And nothing more frustrating for a donor… 

For Norma Galafassi

And nothing more frustrating for a donor… than an organisation that does not need her or him or that makes her or him feel not needed.

This time I am talking to you as a donor, not as a fundraiser. Because the ABC to be able to attract and retain donors, especially individual ones, is to put yourself in their shoes. There are many ways to know what donors want: research, calls, meetings but what a better way to understand them than to become a donor too?

Organisations are concerned with attracting the maximum number of donors, the best conversion rates in digital strategies, the star telemarketing script or having the best F2F team… But what happens to the donors once they are already inside our organisation? How many stay and remain “in love” with our cause?

Most donors will surely continue collaborating over time, even if our relationship programme is not the best. But, how complex it becomes when a donor makes a spontaneous donation and does not receive a proper thank you in a timely manner or when the news around the organisation do not match the financial need it raises.

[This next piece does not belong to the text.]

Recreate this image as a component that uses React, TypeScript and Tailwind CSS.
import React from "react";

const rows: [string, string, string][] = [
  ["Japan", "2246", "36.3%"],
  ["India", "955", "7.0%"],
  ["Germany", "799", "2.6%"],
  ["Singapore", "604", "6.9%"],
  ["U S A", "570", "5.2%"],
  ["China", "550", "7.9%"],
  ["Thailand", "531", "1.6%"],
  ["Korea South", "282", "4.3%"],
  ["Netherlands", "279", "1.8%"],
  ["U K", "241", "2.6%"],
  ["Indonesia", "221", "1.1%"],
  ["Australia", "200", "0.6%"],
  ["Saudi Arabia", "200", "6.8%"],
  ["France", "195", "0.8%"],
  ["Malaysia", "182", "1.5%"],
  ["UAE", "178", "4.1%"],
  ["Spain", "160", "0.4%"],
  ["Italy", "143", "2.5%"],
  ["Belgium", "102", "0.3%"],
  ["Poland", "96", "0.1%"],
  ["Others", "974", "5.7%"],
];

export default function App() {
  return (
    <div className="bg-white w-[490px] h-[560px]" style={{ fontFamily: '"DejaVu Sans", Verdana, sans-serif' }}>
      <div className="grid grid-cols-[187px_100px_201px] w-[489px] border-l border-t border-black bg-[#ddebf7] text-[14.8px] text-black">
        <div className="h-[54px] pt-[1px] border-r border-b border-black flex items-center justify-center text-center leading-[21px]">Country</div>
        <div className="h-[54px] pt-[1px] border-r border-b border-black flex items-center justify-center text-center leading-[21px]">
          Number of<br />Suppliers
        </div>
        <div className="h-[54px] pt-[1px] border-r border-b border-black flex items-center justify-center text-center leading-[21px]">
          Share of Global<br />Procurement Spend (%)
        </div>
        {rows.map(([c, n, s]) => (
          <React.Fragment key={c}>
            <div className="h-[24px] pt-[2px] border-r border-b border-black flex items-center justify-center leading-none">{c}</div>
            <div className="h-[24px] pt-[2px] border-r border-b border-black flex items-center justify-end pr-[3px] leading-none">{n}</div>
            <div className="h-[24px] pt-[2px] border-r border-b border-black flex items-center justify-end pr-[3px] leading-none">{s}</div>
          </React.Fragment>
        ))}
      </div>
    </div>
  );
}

I am passionate about the causes of many NGOs I have worked for and of which I am a fan of, thus several times I make the decision to support them by making my own donations. The moment I become a donor, I feel that I am saving the world with my small or large contribution or that I am being part of a group of people who are interested in and care about certain important issues.

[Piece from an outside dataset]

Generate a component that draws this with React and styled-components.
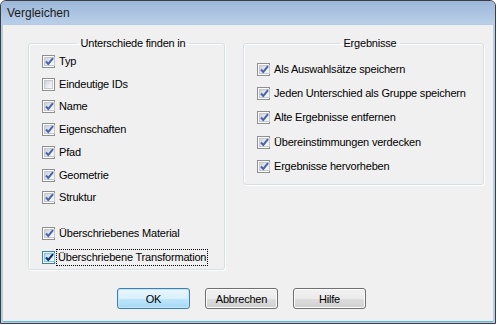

But when in some cases, I experience the indifference of the organisation I’m interested in, the “un thank you”, the automatic thanks or the incoherence in its actions, I feel a tremendous frustration and the sad feeling that my donation was not necessary and that perhaps it should have had another destiny.

Many donors cease their donations because of different reasons such as economic problems, changing jobs, the NGOs stopped offering appealing proposals or simply, as it has sometimes happened to me, because they feel their donation is not needed any more.

So when it comes to creating the strategy for attracting new donors, at the same time, the subsequent cultivation strategy must be created. The “thank you” must be immediate, inevitable, and personalised. And even more, it should be personal, which is much more than personalised.

We have known for a long that in times of emergency your current donors are your best donors. And that an unhappy donor is like an unhappy customer who magnifies their dissatisfaction tenfold. That is why it is essential to show real interest in the relationship with them.

Your relationship strategy should be coherent with your organisation goals: clearly showing how the funds are used, the project, the need and most importantly looking after that the NGO’s communication efforts about its activities match the communication used for appealing prospect donors in the first place. Because the donor does not ask much from your organisation, just a little coherence.